* _SOURCE DATA_
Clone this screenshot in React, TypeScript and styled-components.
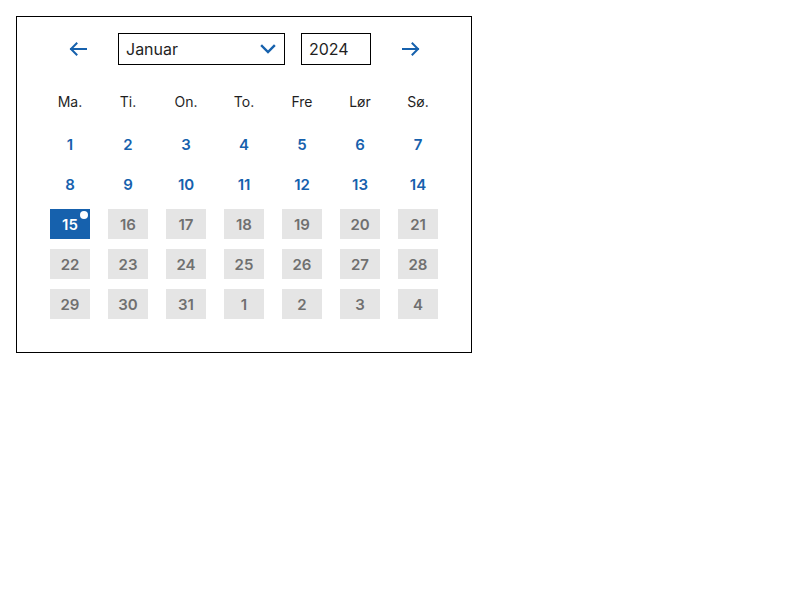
import React, { useState } from "react";
import styled, { createGlobalStyle } from "styled-components";

const BLUE = "#1661ad";

const GlobalStyle = createGlobalStyle`
  body {
    margin: 16px;
    font-family: Inter, "Noto Sans", sans-serif;
    color: #1f1f1f;
    background: #ffffff;
  }
`;

const MONTHS = [
  "Januar",
  "Februar",
  "Mars",
  "April",
  "Mai",
  "Juni",
  "Juli",
  "August",
  "September",
  "Oktober",
  "November",
  "Desember",
];

const WEEKDAYS = ["Ma.", "Ti.", "On.", "To.", "Fre", "Lør", "Sø."];

type Day = { label: number; enabled: boolean; selected?: boolean };

const buildDays = (): Day[] => {
  const days: Day[] = [];
  for (let d = 1; d <= 31; d++) {
    days.push({ label: d, enabled: d <= 15, selected: d === 15 });
  }
  for (let d = 1; d <= 4; d++) days.push({ label: d, enabled: false });
  return days;
};

const ArrowIcon = ({ flip }: { flip?: boolean }) => (
  <svg
    width="18"
    height="14"
    viewBox="0 0 18 14"
    fill="none"
    style={flip ? { transform: "scaleX(-1)" } : undefined}
  >
    <path
      d="M1 7h15M10.5 1.5 16 7l-5.5 5.5"
      stroke={BLUE}
      strokeWidth="2"
      strokeLinecap="square"
    />
  </svg>
);

const ChevronIcon = () => (
  <svg width="16" height="10" viewBox="0 0 16 10" fill="none">
    <path
      d="M2 2l6 6 6-6"
      stroke={BLUE}
      strokeWidth="2.4"
      strokeLinecap="square"
    />
  </svg>
);

export default function App() {
  const [month] = useState(0);
  const days = buildDays();

  return (
    <>
      <GlobalStyle />
      <Calendar>
        <Header>
          <NavButton aria-label="Forrige måned">
            <ArrowIcon flip />
          </NavButton>
          <MonthSelect>
            <span>{MONTHS[month]}</span>
            <ChevronIcon />
          </MonthSelect>
          <YearInput>2024</YearInput>
          <NavButton aria-label="Neste måned">
            <ArrowIcon />
          </NavButton>
        </Header>

        <WeekRow>
          {WEEKDAYS.map((w) => (
            <WeekDay key={w}>{w}</WeekDay>
          ))}
        </WeekRow>

        <DayGrid>
          {days.map((day, i) => (
            <DayCell key={i} $enabled={day.enabled} $selected={day.selected}>
              {day.label}
              {day.selected && <TodayDot />}
            </DayCell>
          ))}
        </DayGrid>
      </Calendar>
    </>
  );
}

const Calendar = styled.div`
  width: 388px;
  padding: 16px 33px 33px;
  border: 1px solid #000000;
`;

const Header = styled.div`
  display: flex;
  align-items: center;
  gap: 16px;
  padding-left: 4px;
  height: 32px;
`;

const NavButton = styled.button`
  display: flex;
  align-items: center;
  justify-content: center;
  width: 48px;
  height: 32px;
  padding: 0;
  border: none;
  background: transparent;
  cursor: pointer;
`;

const MonthSelect = styled.div`
  box-sizing: border-box;
  display: flex;
  align-items: center;
  justify-content: space-between;
  width: 167px;
  height: 32px;
  padding: 0 8px 0 7px;
  border: 1px solid #000000;
  font-size: 16px;
  color: #1f1f1f;
`;

const YearInput = styled.div`
  box-sizing: border-box;
  display: flex;
  align-items: center;
  width: 70px;
  height: 32px;
  padding: 0 7px;
  border: 1px solid #000000;
  font-size: 16px;
  color: #1f1f1f;
`;

const WeekRow = styled.div`
  display: grid;
  grid-template-columns: repeat(7, 40px);
  column-gap: 18px;
  margin-top: 21px;
  margin-bottom: 13px;
`;

const WeekDay = styled.div`
  height: 30px;
  display: flex;
  align-items: center;
  justify-content: center;
  font-size: 14px;
  color: #1f1f1f;
`;

const DayGrid = styled.div`
  display: grid;
  grid-template-columns: repeat(7, 40px);
  column-gap: 18px;
  row-gap: 10px;
`;

const DayCell = styled.div<{ $enabled: boolean; $selected?: boolean }>`
  position: relative;
  height: 30px;
  display: flex;
  align-items: center;
  justify-content: center;
  font-size: 15px;
  font-weight: 600;
  color: ${(p) => (p.$selected ? "#ffffff" : p.$enabled ? BLUE : "#707070")};
  background: ${(p) =>
    p.$selected ? BLUE : p.$enabled ? "transparent" : "#e5e5e5"};
`;

const TodayDot = styled.span`
  position: absolute;
  top: 2px;
  right: 2px;
  width: 8px;
  height: 8px;
  border-radius: 50%;
  background: #ffffff;
`;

* _REQUIRED WORK_
Read the data above. Pull out each line in which the string "styled" appears.

* _ANSWER TO THIS TASK_
Clone this screenshot in React, TypeScript and styled-components.
import styled, { createGlobalStyle } from "styled-components";
const Calendar = styled.div`
const Header = styled.div`
const NavButton = styled.button`
const MonthSelect = styled.div`
const YearInput = styled.div`
const WeekRow = styled.div`
const WeekDay = styled.div`
const DayGrid = styled.div`
const DayCell = styled.div<{ $enabled: boolean; $selected?: boolean }>`
const TodayDot = styled.span`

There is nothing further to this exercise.